# EEA4 Refused



## sam76 (Nov 8, 2013)

Dear All,

I have applied for PR using EEA4. The timeline are as below:

Applied for PR; Jun13
Refusal date : Nov13
Reason for refusal: It was stated in your app form that EEA member has worked as self employed person for 5 years but evidences are not provide for the same.

But I never said that my spouse has worked as self employed person for 5 years on my application.

I want to elaborate store in detail about eea member activity

2008 - 2009 - Job serch and Medical issues
2009 -2012 - Student
2011 - Nov12 - Part time employee
2013 - Till now - self employed

But in the refusal it states that she worked for last 5 years as self employed person. 

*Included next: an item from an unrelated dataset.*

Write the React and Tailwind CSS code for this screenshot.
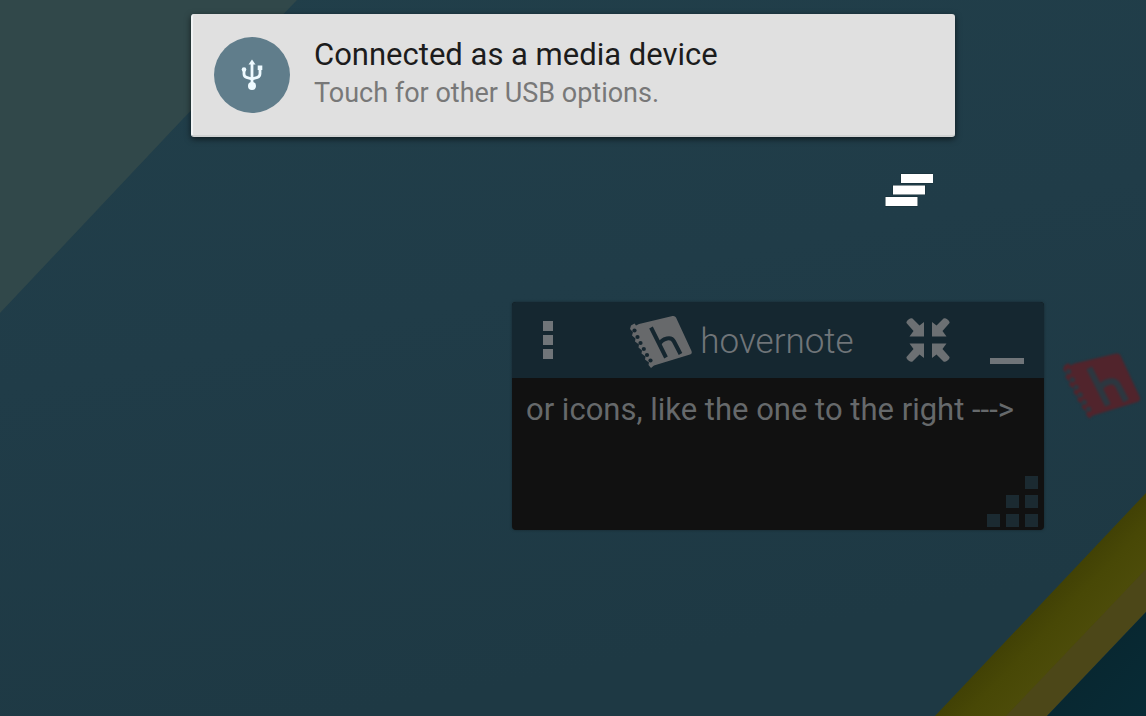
import React from "react";

function Wallpaper() {
  return (
    <svg
      className="absolute inset-0 h-full w-full"
      viewBox="0 0 1146 716"
      preserveAspectRatio="xMidYMid slice"
      aria-hidden="true"
    >
      <defs>
        <linearGradient id="sea" x1="0" y1="0" x2="0.3" y2="1">
          <stop offset="0" stopColor="#213f4a" />
          <stop offset="0.5" stopColor="#203c48" />
          <stop offset="1" stopColor="#1e3944" />
        </linearGradient>
        <linearGradient id="band" gradientUnits="userSpaceOnUse" x1="1030" y1="610" x2="1085" y2="662">
          <stop offset="0" stopColor="#404005" />
          <stop offset="0.35" stopColor="#484806" />
          <stop offset="1" stopColor="#4f4e0b" />
        </linearGradient>
        <linearGradient id="deep" x1="0" y1="0" x2="1" y2="1">
          <stop offset="0" stopColor="#08242c" />
          <stop offset="1" stopColor="#082b36" />
        </linearGradient>
      </defs>
      <rect width="1146" height="716" fill="url(#sea)" />
      <path d="M0 0H297L180 122L0 313Z" fill="#31484a" />
      <path d="M1146 493V572L1007 716H935Z" fill="url(#band)" />
      <path d="M1146 569V612L1047 716H1006Z" fill="#4c4718" />
      <path d="M1146 612V716H1047Z" fill="url(#deep)" />
    </svg>
  );
}

function UsbIcon() {
  return (
    <svg className="h-8 w-6" viewBox="0 0 24 32" fill="none" stroke="#eefaff" strokeWidth="2.8" aria-hidden="true">
      <path d="M12 4V27M4 10.500V15Q4 17.500 6.500 18.300L12 20M20 10V14.500Q20 17.500 17.500 18.300L12 20" />
      <circle cx="12" cy="27" r="4" fill="#eefaff" stroke="none" />
      <path d="M12 .5L15.500 5.500H8.500Z" fill="#eefaff" stroke="none" />
      <circle cx="4" cy="10.500" r="2.300" fill="#eefaff" stroke="none" />
      <path d="M17.700 6.500H22.300V11H17.700Z" fill="#eefaff" stroke="none" />
    </svg>
  );
}

function Notification() {
  return (
    <button
      type="button"
      className="flex w-full items-start gap-6 rounded-[3px] border-l-2 border-b-2 border-l-[#f0f3f4] border-b-[#d0d2d2] bg-[#e0e0e0] px-[21px] pt-[23px] pb-[22px] text-left shadow-[0_2px_6px_rgba(0,0,0,0.6)]"
    >
      <span className="flex size-19 shrink-0 items-center justify-center rounded-full bg-[#607d8b]">
        <UsbIcon />
      </span>
      <span className="flex flex-col">
        <span className="text-[31px] leading-9 text-[#1c1c1c]">Connected as a media device</span>
        <span className="text-[27px] leading-10 text-[#787878]">Touch for other USB options.</span>
      </span>
    </button>
  );
}

function ClearAllIcon() {
  return (
    <svg className="h-9 w-12" viewBox="0 0 48 36" aria-hidden="true">
      <g fill="#fff" stroke="#142c35" strokeWidth="1" paintOrder="stroke">
        <rect x="16" y="1" width="32" height="9" />
        <rect x="8" y="12.500" width="32" height="9" />
        <rect x="0.500" y="24" width="32" height="9" />
      </g>
    </svg>
  );
}

function NotebookIcon({ className, page, ink, inkWidth }) {
  const holes = [[4.5, 16.5], [7.5, 23], [10.500, 29], [13.800, 35], [17, 41], [20.500, 46.500]];
  return (
    <svg className={className} viewBox="0 0 64 56" aria-hidden="true">
      <path d="M9 10L42.500 2Q45 1.500 46 3.500L61.500 37Q62.500 39.500 60 40.500L24 51.500L21 54L18.500 51L19 48.500L15 45.500L15.500 42.500L11.500 39.500L12 36.500L8.500 33.500L9 30.500L5 27.500L5.500 24.500L2 21.500L3 18L0 15L1 11.500L4.500 9.500L6 11.500Z" fill={page} />
      <g fill={ink}>
        {holes.map(([x, y]) => (
          <circle key={y} cx={x} cy={y} r="2.100" />
        ))}
      </g>
      <path d="M21 13.500L36 43.500M29.500 30.500Q31 26 37 24.500Q42 23.500 44 27.500L50.500 40" fill="none" stroke={ink} strokeWidth={inkWidth} />
    </svg>
  );
}

function CollapseIcon() {
  const arrow = "M0.500 5Q0 3.500 2.500 1.500Q5 -0.500 6.500 0.500L13.500 7.500L18 4V18.500H3.500L7.500 13Z";
  return (
    <svg className="size-11" viewBox="0 0 44 44" fill="#6c7073" aria-hidden="true">
      <path d={arrow} />
      <path d={arrow} transform="translate(44 0) scale(-1 1)" />
      <path d={arrow} transform="translate(0 44) scale(1 -1)" />
      <path d={arrow} transform="translate(44 44) scale(-1 -1)" />
    </svg>
  );
}

function ResizeGrip() {
  const cells = [[38, 0], [19, 19], [38, 19], [0, 38], [19, 38], [38, 38]];
  return (
    <svg className="size-[52px]" viewBox="0 0 52 52" fill="#1b2a31" aria-hidden="true">
      {cells.map(([x, y]) => (
        <rect key={`${x}-${y}`} x={x} y={y} width="13" height="13" />
      ))}
    </svg>
  );
}

function NoteWindow() {
  return (
    <section
      aria-label="hovernote"
      className="absolute top-[302px] left-[512px] w-[532px] overflow-hidden rounded-[4px] bg-[#111111] shadow-[0_0_3px_rgba(0,0,0,0.35)]"
    >
      <header className="flex h-19 items-center bg-[#152730] pr-[18px] pl-7">
        <button type="button" aria-label="Menu" className="flex w-4 flex-col items-center gap-1">
          <span className="size-[10px] bg-[#707579]" />
          <span className="size-[10px] bg-[#707579]" />
          <span className="size-[10px] bg-[#707579]" />
        </button>
        <div className="flex flex-1 items-center justify-center gap-1.5 pt-1 pl-[42px]">
          <NotebookIcon className="h-14 w-16" page="#67696b" ink="#15262f" inkWidth="4" />
          <h1 className="text-[35px] leading-10 font-light text-[#707579]">hovernote</h1>
        </div>
        <div className="flex items-center gap-10 pl-5">
          <button type="button" aria-label="Collapse">
            <CollapseIcon />
          </button>
          <button type="button" aria-label="Minimize" className="flex h-12 w-9 items-end">
            <span className="h-[6px] w-[34px] bg-[#707579]" />
          </button>
        </div>
      </header>
      <div className="grid h-38">
        <textarea
          aria-label="Note"
          defaultValue="or icons, like the one to the right --->"
          className="col-start-1 row-start-1 h-full w-full resize-none overflow-hidden bg-transparent px-[14px] pt-3 text-[31px] leading-10 text-[#66696b] outline-none"
        />
        <button type="button" aria-label="Resize" className="col-start-1 row-start-1 self-end justify-self-end pr-[5px] pb-0.5">
          <ResizeGrip />
        </button>
      </div>
    </section>
  );
}

export default function App() {
  return (
    <main className="relative min-h-screen overflow-hidden bg-[#203c48] font-[Roboto,sans-serif]">
      <Wallpaper />
      <div className="relative mx-auto flex w-2/3 flex-col gap-9 pt-[14px]">
        <Notification />
        <button type="button" aria-label="Clear all notifications" className="mr-[22px] self-end">
          <ClearAllIcon />
        </button>
      </div>
      <NoteWindow />
      <button type="button" aria-label="Open note" className="absolute top-[351px] left-[1063px]">
        <NotebookIcon className="h-[70px] w-20 blur-[1px]" page="#51242c" ink="#2c3740" inkWidth="5" />
      </button>
    </main>
  );
}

I have an option to go for appeal. but before I would like to know loding the fresh application with highlighting mistakes from UKBA or appeal in Tribunal?

Many Thanks

Sam


----------



## Jrge (Mar 22, 2011)

Hi,


sam76 said:


> Dear All,
> 
> I have applied for PR using EEA4. The timeline are as below:
> 
> ...


I trust there was a "finger" mistake whilst choosing the refusal format, but unless you submitted the aforementioned requirements, I'm afraid the only cost friendly option is to lodge a new application and still doesn't mean you will be granted PR status.

Animo
(Cheers)


----------



## sam76 (Nov 8, 2013)

HI Animo,

I dont have CSI during her studies, 

Submitted P60 for part time employment

Submitted Online Tax return,NI Contributions and Invoices for Self employment.

One of my friend told me that student dont require CSI if they register before June 2012?

Many Thanks

Sam


----------